3.5.2. Get Process Information#

It is useful pass the argument return_info=True to get information about the computation process.

>>> # Compute log-determinant of Aop
>>> ld, info = logdet(Aop, method='slq', gpu=True, return_info=True)

The information about GPU devices used during the computation can be found in info['device'] key:

>>> from pprint import pprint
>>> pprint(info['device'])
{
    'num_cpu_threads': 8,
    'num_gpu_devices': 4,
    'num_gpu_multiprocessors': 28,
    'num_gpu_threads_per_multiprocessor': 2048
}

The processing time can be obtained by info['time'] key:

>>> pprint(info['time'])
{
    'alg_wall_time': 1.7192635536193848,
    'cpu_proc_time': 3.275628339,
    'tot_wall_time': 3.5191736351698637
}

3.5.3. Verbose Output#

Alternatively, to print verbose information, including the information about GPU devices, pass verbose=True to the function argument:

>>> # Compute log-determinant of Aop
>>> logdet(Aop, method='slq', gpu=True, verbose=True)

The above script prints the following table. The last section of the table shows device information.

3.5.4. Set Number of GPU Devices#

By default, pyrand employs the maximum number of available GPU devices. To employ a specific number of GPU devices, set num_gpu-devices in the function arguments. For instance

>>> # Import logdet function
>>> from pyrand import logdet

>>> # Compute log-determinant of Aop
>>> ld, info = logdet(Aop, method='slq', gpu=True, return_info=True,
...                   num_gpu_devices=2)

>>> # Check how many GPU devices used
>>> pprint(info['device'])
{
    'num_cpu_threads': 8,
    'num_gpu_devices': 2,
    'num_gpu_multiprocessors': 28,
    'num_gpu_threads_per_multiprocessor': 2048
}

3.6. Deploy pyrand on GPU Clusters#

On GPU clusters, the NVIDIA graphic driver and CUDA libraries are pre-installed and they only need to be loaded.

3.6.1. Load Modules#

Check which modules are available on the machine

module avail

Load python and a compatible CUDA version by

module load python/3.9
module load cuda/11.7

Check which modules are loaded

module list

3.6.2. Interactive Session with SLURM#

There are two ways to work with GPU on a cluster. The first method is to ssh to a GPU node and for hands-on interaction with the GPU device. If the GPU cluster uses SLURM manager, use srun to initiate a session as follows

srun -A fc_biome -p savio2_gpu --gres=gpu:1 --ntasks 2 -t 2:00:00 --pty bash -i

In the above example:

  • -A fc_biome sets the group account associated with the user.
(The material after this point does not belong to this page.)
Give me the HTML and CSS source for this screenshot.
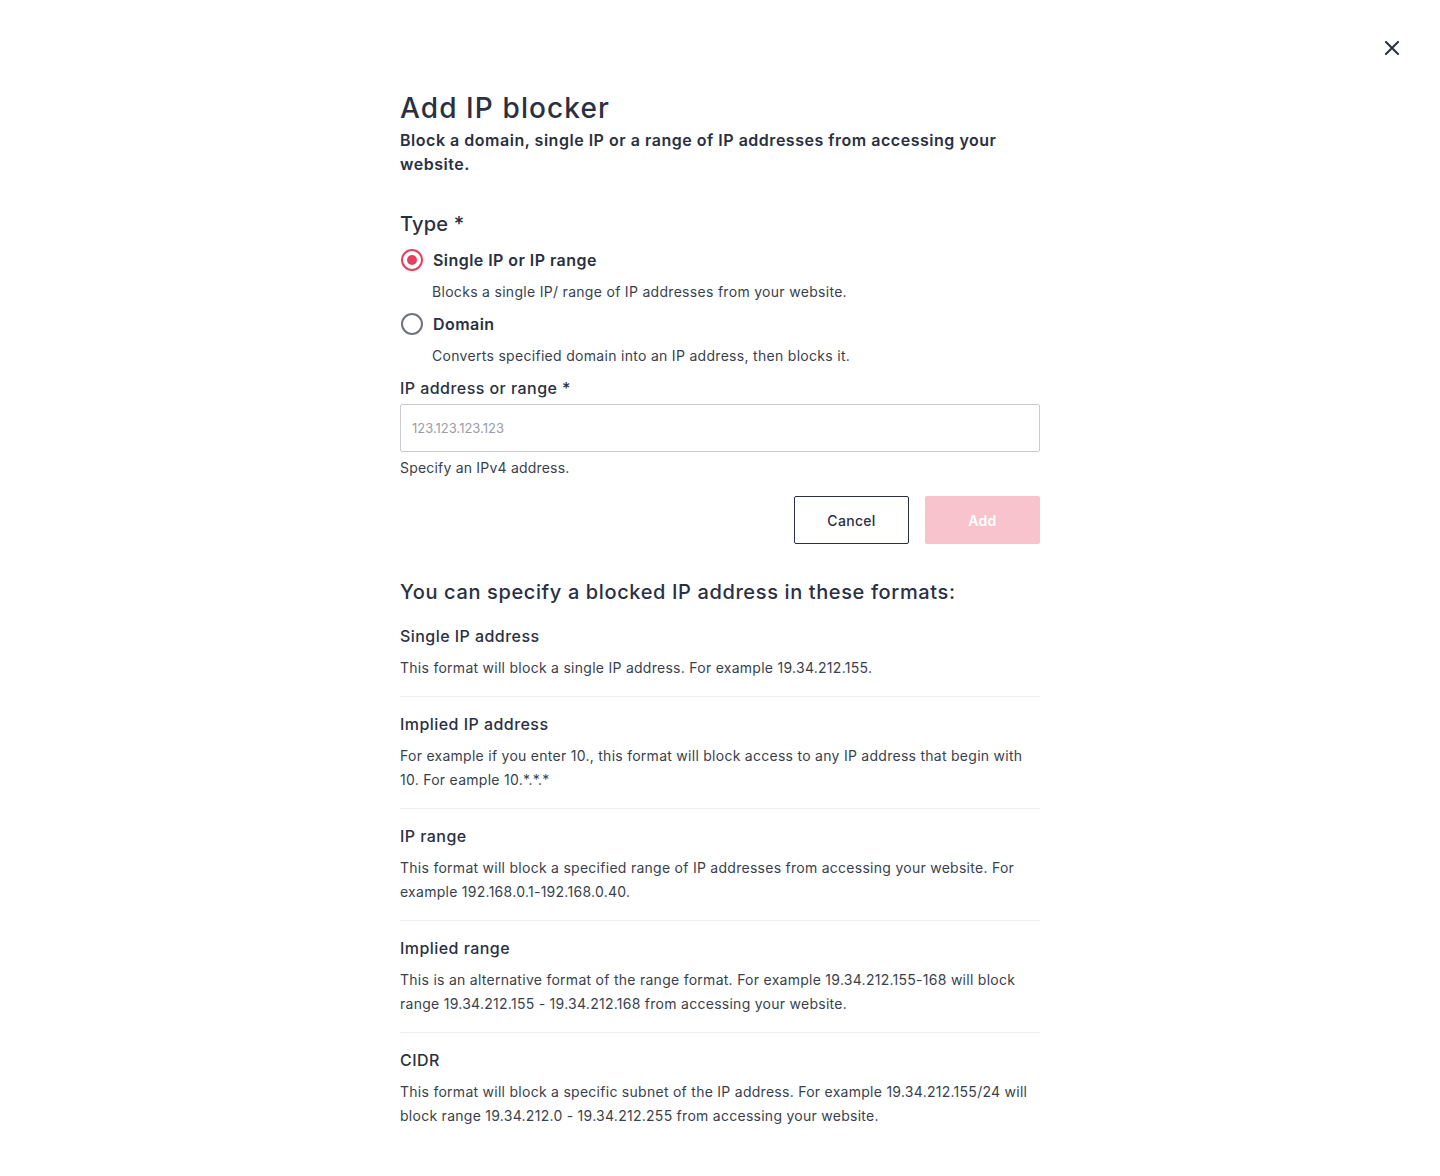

  • -p savio2_gpu sets the name of the GPU node.

  • --gres=gpu:1 requests one GPU device on the node.

  • --ntasks 2 requests two parallel CPU threads on the node.
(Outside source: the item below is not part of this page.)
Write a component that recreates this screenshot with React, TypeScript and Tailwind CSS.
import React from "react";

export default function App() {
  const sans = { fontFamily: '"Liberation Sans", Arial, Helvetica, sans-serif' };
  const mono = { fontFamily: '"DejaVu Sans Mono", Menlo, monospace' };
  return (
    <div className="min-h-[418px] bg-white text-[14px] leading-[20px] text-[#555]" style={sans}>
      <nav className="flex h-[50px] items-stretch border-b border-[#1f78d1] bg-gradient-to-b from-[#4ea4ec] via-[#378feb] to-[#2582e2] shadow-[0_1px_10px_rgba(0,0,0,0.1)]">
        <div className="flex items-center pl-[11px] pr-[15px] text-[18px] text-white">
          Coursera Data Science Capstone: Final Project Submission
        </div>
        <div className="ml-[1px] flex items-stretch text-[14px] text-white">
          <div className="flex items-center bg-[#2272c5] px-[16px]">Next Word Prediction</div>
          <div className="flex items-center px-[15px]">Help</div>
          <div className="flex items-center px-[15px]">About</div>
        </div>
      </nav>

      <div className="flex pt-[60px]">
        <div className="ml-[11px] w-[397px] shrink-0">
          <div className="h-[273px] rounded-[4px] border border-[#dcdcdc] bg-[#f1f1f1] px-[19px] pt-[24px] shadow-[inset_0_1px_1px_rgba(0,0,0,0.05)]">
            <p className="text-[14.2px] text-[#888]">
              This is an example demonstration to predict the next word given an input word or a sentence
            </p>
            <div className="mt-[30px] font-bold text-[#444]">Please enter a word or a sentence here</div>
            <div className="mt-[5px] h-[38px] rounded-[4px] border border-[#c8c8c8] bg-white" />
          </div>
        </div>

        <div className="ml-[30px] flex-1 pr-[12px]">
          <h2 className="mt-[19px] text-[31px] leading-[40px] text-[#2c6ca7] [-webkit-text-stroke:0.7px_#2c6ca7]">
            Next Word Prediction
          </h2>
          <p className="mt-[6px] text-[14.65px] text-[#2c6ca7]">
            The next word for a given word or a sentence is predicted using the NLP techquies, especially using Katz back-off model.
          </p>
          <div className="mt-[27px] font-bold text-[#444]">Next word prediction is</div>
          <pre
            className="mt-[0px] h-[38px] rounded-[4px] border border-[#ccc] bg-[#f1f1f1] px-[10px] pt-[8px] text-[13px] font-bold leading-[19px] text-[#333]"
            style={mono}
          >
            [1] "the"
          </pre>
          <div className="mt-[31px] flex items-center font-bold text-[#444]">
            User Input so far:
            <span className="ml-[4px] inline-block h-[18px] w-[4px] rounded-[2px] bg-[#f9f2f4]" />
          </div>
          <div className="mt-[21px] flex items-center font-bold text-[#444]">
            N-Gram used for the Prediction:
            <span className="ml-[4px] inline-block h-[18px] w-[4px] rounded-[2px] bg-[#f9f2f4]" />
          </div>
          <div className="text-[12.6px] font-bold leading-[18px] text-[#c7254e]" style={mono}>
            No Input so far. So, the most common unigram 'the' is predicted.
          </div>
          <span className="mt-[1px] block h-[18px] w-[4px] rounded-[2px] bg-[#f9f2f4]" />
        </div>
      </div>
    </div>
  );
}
  • -t 2:00:00 requests a two-hour session.

  • --pty bash starts a Bash shell.

  • -i redirects std input to the user’s terminal for interactive use.
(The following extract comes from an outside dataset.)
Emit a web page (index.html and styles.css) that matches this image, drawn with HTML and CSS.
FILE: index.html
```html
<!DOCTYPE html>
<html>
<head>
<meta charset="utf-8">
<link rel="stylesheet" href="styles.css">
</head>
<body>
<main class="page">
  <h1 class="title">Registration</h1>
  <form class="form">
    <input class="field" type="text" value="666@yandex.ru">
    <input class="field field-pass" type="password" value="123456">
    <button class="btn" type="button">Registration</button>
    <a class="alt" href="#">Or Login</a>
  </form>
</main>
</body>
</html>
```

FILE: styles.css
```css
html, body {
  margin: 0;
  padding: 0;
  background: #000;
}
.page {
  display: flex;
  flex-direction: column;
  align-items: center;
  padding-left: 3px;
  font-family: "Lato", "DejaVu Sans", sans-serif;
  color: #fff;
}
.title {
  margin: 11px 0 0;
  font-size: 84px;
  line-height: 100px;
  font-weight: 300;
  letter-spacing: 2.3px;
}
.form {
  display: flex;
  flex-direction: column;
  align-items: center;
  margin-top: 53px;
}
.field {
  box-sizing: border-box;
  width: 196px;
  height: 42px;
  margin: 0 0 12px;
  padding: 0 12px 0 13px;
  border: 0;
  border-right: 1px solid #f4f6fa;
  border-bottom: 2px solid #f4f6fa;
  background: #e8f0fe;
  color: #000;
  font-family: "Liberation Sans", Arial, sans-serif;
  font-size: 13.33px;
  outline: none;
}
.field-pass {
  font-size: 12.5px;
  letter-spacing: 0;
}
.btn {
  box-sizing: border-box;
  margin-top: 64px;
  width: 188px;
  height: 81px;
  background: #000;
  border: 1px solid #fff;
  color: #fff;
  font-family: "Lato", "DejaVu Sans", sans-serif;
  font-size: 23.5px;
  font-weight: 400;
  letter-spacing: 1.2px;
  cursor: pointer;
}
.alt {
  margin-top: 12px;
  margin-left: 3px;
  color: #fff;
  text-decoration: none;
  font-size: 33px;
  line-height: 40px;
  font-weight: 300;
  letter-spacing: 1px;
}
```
See the list of options of srun for details. As another example, to request a GPU node named savio2_1080ti with 4 GPU devices and 8 CPU threads for 10 hours, run

srun -A fc_biome -p savio2_1080ti --gres=gpu:4 --ntasks 8 -t 10:00:00 --pty bash -i

Note

Replace the name of nodes and accounts in the above example with yours. The name of GPU nodes and accounts in the above examples are obtained from SAVIO Cluster (an institutional Cluster at UC Berkeley).

3.6.3. Submit Jobs to GPU with SLURM#

To submit a parallel job to GPU nodes on a cluster with SLURM manager, use sbatch command, such as

sbatch jobfile.sh

See the list of options of sbatch for details. A sample job file, jobfile.sh is shown below. The highlighted line in the file instructs SLURM to request the number of GPU devices with --gres option.

 #!/bin/bash

 #SBATCH --job-name=your_project
 #SBATCH --mail-type=your_email
 #SBATCH --mail-user=your_email
 #SBATCH --partition=savio2_1080ti
 #SBATCH --account=fc_biome
 #SBATCH --qos=savio_normal
 #SBATCH --time=72:00:00
 #SBATCH --nodes=1
 #SBATCH --gres=gpu:4
 #SBATCH --ntasks=1
 #SBATCH --cpus-per-task=8
 #SBATCH --mem=64gb
 #SBATCH --output=output.log

 # Point to where Python is installed
 PYTHON_DIR=$HOME/programs/miniconda3

 # Point to where a script should run
 SCRIPTS_DIR=$(dirname $PWD)/scripts

 # Directory of log files
 LOG_DIR=$PWD

 # Load modules
 module load cuda/11.2

 # Export OpenMP variables
 export OMP_NUM_THREADS=$SLURM_CPUS_PER_TASK

 # Run the script
 $PYTHON_DIR/bin/python ${SCRIPTS_DIR}/script.py > ${LOG_DIR}/output.txt

In the above job file, modify --partition, --account, and --qos according to your user account allowance on the cluster.